The Paris-based international organization urged governments to make stronger commitments to cut greenhouse gas emissions at an upcoming U.N. climate summit, warning the world is not on track to meet environmental goals and that new investment in clean energy was needed to “jolt the energy system onto a new set of rails.”
“We are not investing enough to meet for future energy needs, and the uncertainties are setting the stage for a volatile period ahead,” said IEA chief Fatih Birol.
“The social and economic benefits of accelerating clean energy transitions are huge, and the costs of inaction are immense,” Birol noted.
In its annual World Energy Outlook report – published just weeks before the 26th U.N. Climate Change Conference, known as COP26 – the IEA calculated that investment in clean energy projects and infrastructure would need to be more than trebled by the end of the decade if the world hopes to effectively fight climate change and keep volatile energy markets under control.
Representatives of more than 200 countries will gather for the climate summit from Oct. 31 to Nov. 12 in Glasgow, Scotland, to discuss new targets for cutting or curbing the growth of emissions that contribute to climate change.
The goal under the 2015 Paris climate accord is to limit the rise of global temperatures to well below 2 degrees Celsius (3.6 degrees Fahrenheit) above pre-industrial levels while pursuing efforts to limit the rise to 1.5 degrees.
The U.N.’s scientific committee on climate change has said emissions must be cut to net zero – when greenhouse gases are balanced out by their removal from the atmosphere – by 2050 to reach the 1.5-degree limit.
The IEA called the Glasgow meeting the “first test of the readiness of countries to submit new and more ambitious commitments under the 2015 Paris Agreement” and “an opportunity to provide an ‘unmistakable signal’ that accelerates the transition to clean energy worldwide.”
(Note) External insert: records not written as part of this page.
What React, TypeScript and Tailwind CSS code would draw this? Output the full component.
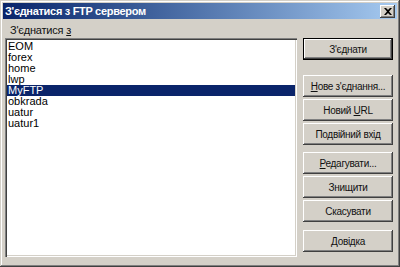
import React from 'react';

const ITEMS = ['EOM', 'forex', 'home', 'lwp', 'MyFTP', 'obkrada', 'uatur', 'uatur1'];

const raised =
  'shadow-[inset_-1px_-1px_0_#404040,inset_1px_1px_0_#ffffff,inset_-2px_-2px_0_#808080,inset_2px_2px_0_#d4d0c8]';

const Btn: React.FC<{ children: React.ReactNode; def?: boolean; className?: string }> = ({ children, def, className = '' }) => (
  <button
    className={`h-[22px] w-[90px] flex items-center justify-center text-[10px] tracking-[-0.3px] text-[#111] bg-[#d4d0c8] ${
      def
        ? 'border border-black shadow-[inset_-1px_-1px_0_#404040,inset_1px_1px_0_#ffffff,inset_-2px_-2px_0_#808080]'
        : raised
    } ${className}`}
  >
    {children}
  </button>
);

const App: React.FC = () => {
  return (
    <div
      className="w-[400px] h-[267px] bg-[#d4d0c8] p-[3px] flex flex-col overflow-hidden shadow-[inset_-1px_-1px_0_#404040,inset_1px_1px_0_#d4d0c8,inset_-2px_-2px_0_#808080,inset_2px_2px_0_#ffffff]"
      style={{ fontFamily: '"Liberation Sans", Arial, sans-serif' }}
    >
      {/* Title bar */}
      <div className="h-[16px] flex items-center justify-between bg-gradient-to-r from-[#0a246a] to-[#a6caf0] pl-[2px] pr-[2px]">
        <span className="text-white font-bold text-[11px] tracking-[-0.3px] leading-none">З'єднатися з FTP сервером</span>
        <div className={`w-[15px] h-[13px] bg-[#d4d0c8] flex items-center justify-center ${raised}`}>
          <svg width="8" height="7" viewBox="0 0 8 7">
            <path d="M0 0h2l2 2 2-2h2L5 3.5 8 7H6L4 5 2 7H0l3-3.5z" fill="#000" />
          </svg>
        </div>
      </div>

      {/* Body */}
      <div className="flex flex-1 pt-[19px] pl-[2px] gap-[6px]">
        <div className="relative w-[292px]">
          <div className="absolute -top-[14px] left-[5px] text-[11px] tracking-[-0.2px] leading-[13px] text-[#111]">
            З'єднатися <span className="underline">з</span>
          </div>
          <div className="h-[219px] bg-white pt-[3px] pl-[2px] pr-[2px] shadow-[inset_1px_1px_0_#808080,inset_2px_2px_0_#404040,inset_-1px_-1px_0_#ffffff,inset_-2px_-2px_0_#d4d0c8]">
            {ITEMS.map((it) => (
              <div
                key={it}
                className={`h-[11px] text-[11px] leading-[11px] pl-[1px] ${
                  it === 'MyFTP' ? 'bg-[#0a246a] text-white' : 'text-black'
                }`}
              >
                {it}
              </div>
            ))}
          </div>
        </div>

        <div className="flex flex-col">
          <Btn def>З'єднати</Btn>
          <Btn className="mt-[15px]">
            <span><span className="underline">Н</span>ове з'єднання...</span>
          </Btn>
          <Btn className="mt-[2px]">
            <span>Новий <span className="underline">U</span>RL</span>
          </Btn>
          <Btn className="mt-[2px]">Подвійний вхід</Btn>
          <Btn className="mt-[7px]">
            <span><span className="underline">Р</span>едагувати...</span>
          </Btn>
          <Btn className="mt-[2px]">Знищити</Btn>
          <Btn className="mt-[2px]">Скасувати</Btn>
          <Btn className="mt-[8px]">Довідка</Btn>
        </div>
      </div>
    </div>
  );
};

export default App;
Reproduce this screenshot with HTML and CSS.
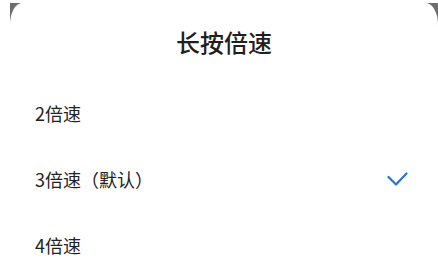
FILE: index.html
```html
<!DOCTYPE html>
<html lang="zh-CN">
<head>
<meta charset="utf-8">
<title>长按倍速</title>
<link rel="stylesheet" href="styles.css">
</head>
<body>
<div class="backdrop">
  <div class="sheet">
    <h1 class="title">长按倍速</h1>
    <ul class="options">
      <li class="option">2倍速</li>
      <li class="option selected">
        <span>3倍速（默认）</span>
        <svg class="check" width="22" height="16" viewBox="0 0 22 16" aria-hidden="true">
          <polyline points="1.5,6 9,13.5 19.5,2.5" fill="none" stroke="#2f73d2" stroke-width="2.2" stroke-linecap="round" stroke-linejoin="round"/>
        </svg>
      </li>
      <li class="option">4倍速</li>
    </ul>
  </div>
</div>
</body>
</html>
```
FILE: styles.css
```css
html, body {
  margin: 0;
  padding: 0;
  background: #ffffff;
  width: 438px;
  height: 265px;
  overflow: hidden;
}

body {
  font-family: "Noto Sans CJK SC", "Noto Sans", sans-serif;
  color: #222222;
}

.backdrop {
  margin: 3px 0 0 10px;
  height: 262px;
  background: #6e6e6e;
}

.sheet {
  height: 100%;
  background: #ffffff;
  border-radius: 12px 12px 0 0 / 22px 22px 0 0;
  display: flex;
  flex-direction: column;
}

.title {
  margin: 0;
  padding-top: 27px;
  margin-bottom: 26px;
  font-size: 24px;
  line-height: 24px;
  font-weight: 500;
  text-align: center;
  color: #1f1f1f;
}

.options {
  list-style: none;
  margin: 0;
  padding: 0;
}

.option {
  height: 66px;
  display: flex;
  align-items: center;
  justify-content: space-between;
  padding: 0 29px 0 25px;
  font-size: 18px;
  line-height: 18px;
}

.check {
  display: block;
}
```
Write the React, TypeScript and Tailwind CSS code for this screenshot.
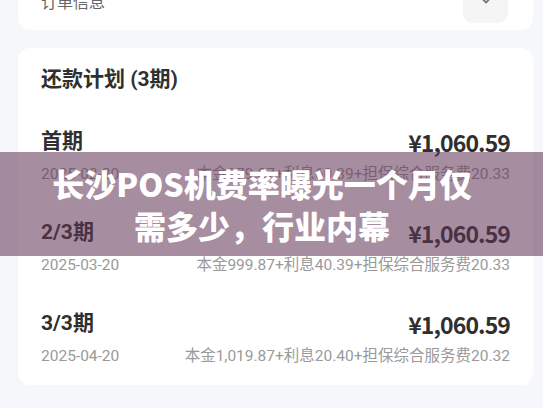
import React from "react";

const rows = [
  { t: "首期", d: "2025-02-20", detail: "本金979.87+利息60.39+担保综合服务费20.33" },
  { t: "2/3期", d: "2025-03-20", detail: "本金999.87+利息40.39+担保综合服务费20.33" },
  { t: "3/3期", d: "2025-04-20", detail: "本金1,019.87+利息20.40+担保综合服务费20.32" },
];

export default function App() {
  return (
    <div
      className="relative w-[543px] h-[408px] overflow-hidden bg-[#f6f7fa]"
      style={{ fontFamily: 'Roboto, "Noto Sans CJK SC", sans-serif' }}
    >
      <div className="-mt-[30px] ml-[18px] mr-[10px] flex flex-col">
        <div className="h-[60px] bg-white rounded-b-[12px] flex items-center justify-between pl-[23px] pr-[25px]">
          <span className="mt-[6px] text-[16px] text-[#666]">订单信息</span>
          <div className="w-[45px] h-[45px] rounded-[10px] bg-[#f5f5f5] flex items-center justify-center">
            <svg width="16" height="16" viewBox="0 0 16 16" fill="none">
              <path d="M3.5 6l4.5 4.5L12.5 6" stroke="#777" strokeWidth="1.8" strokeLinecap="round" strokeLinejoin="round" />
            </svg>
          </div>
        </div>
        <div className="mt-[18px] bg-white rounded-[12px] px-[23px] pt-[18px] pb-[17px] flex flex-col">
          <div className="h-[28px] flex items-center text-[21px] font-bold text-[#2f2f2f]">还款计划 (3期)</div>
          <div className="mt-[34px] flex flex-col gap-[33px]">
            {rows.map((r) => (
              <div key={r.t} className="flex flex-col">
                <div className="h-[28px] flex items-center justify-between">
                  <span className="text-[21px] font-bold text-[#2f2f2f]">{r.t}</span>
                  <span
                    className="text-[23px] font-bold text-[#2f2f2f] tracking-[-0.9px]"
                    style={{ fontFamily: '"Noto Sans CJK SC", sans-serif' }}
                  >
                    ¥1,060.59
                  </span>
                </div>
                <div className="mt-[8px] h-[22px] flex items-center justify-between text-[15.5px] text-[#9a9a9a]">
                  <span>{r.d}</span>
                  <span>{r.detail}</span>
                </div>
              </div>
            ))}
          </div>
        </div>
      </div>
      <div className="absolute left-0 right-0 top-[152px] h-[104px] bg-[rgba(96,52,86,0.56)] flex flex-col items-center justify-center pr-[19px]">
        <div
          className="text-white font-black text-[32px] leading-[42px] text-center"
          style={{ fontFamily: '"Noto Sans CJK SC", sans-serif' }}
        >
          <div>长沙POS机费率曝光一个月仅</div>
          <div>需多少，行业内幕</div>
        </div>
      </div>
    </div>
  );
}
The agency – which advises developed countries on energy policy – said that renewables such as wind and solar energy continued to grow rapidly, and electric vehicles set new sales records in 2020, even as economies were bent under the weight of COVID-19 lockdowns.
But the economic rebound from the pandemic has also has seen an increase in the use of coal and oil, the report said, as well as a leap in emissions. Burning fossil fuels produces carbon dioxide, the main greenhouse gas that scientists blame for climate change.
“This clean energy progress is still far too slow to put global emissions into sustained decline towards net zero” by 2050, which the agency believes will help limit the increase in global temperatures to 1.5 degrees.
The agency analyzed two possible scenarios.
The first looked at the measures governments had already put in place or specific policies they were actively developing.
And while almost all of the increased energy demand until 2050 could be met by low emissions sources, annual emissions would still be roughly the same as today as developing economies build up their nationwide infrastructure, the IEA said.
Under this scenario, temperatures in 2100 would be 2.6 degrees higher than pre-industrial levels.
The second scenario looked at promises made by some governments to achieve net-zero emissions in the future, which would see a doubling of clean energy investment and financing over the next decade.
If these pledges were fully implemented in time, demand for fossil fuels would peak by 2025, and global CO2 emissions fall by 40% by 2050, the IEA said.
Here, the global average temperature increase in 2100 would be around 2.1 degrees, which would represent an improvement, but would still be way above the 1.5 degrees agreed under the Paris accord, it concluded.
“Reaching that path requires investment in clean energy projects and infrastructure to more than triple over the next decade,” Birol said.
“Some 70% of that additional spending needs to happen in emerging and developing economies.”
The IEA argued that the extra investment might be less of a burden than some might think.
“More than 40% of the required emissions reductions would come from measures that pay for themselves, such as improving efficiency, limiting gas leakage, or installing wind or solar in places where they are now the most competitive electricity generation technologies,” it said.
The report also highlighted that insufficient investment was contributing to uncertainty over the future.
“Spending on oil and natural gas has been depressed by price collapses in 2014-15 and again in 2020. As a result, it is geared towards a world of stagnant or even falling demand,” the IEA said.
“Transition‐related spending is gradually picking up, but remains far short of what is required to meet rising demand for energy services in a sustainable way.”
That means energy markets could face a “bumpy ride” if investment in renewables is not increased, the IEA said.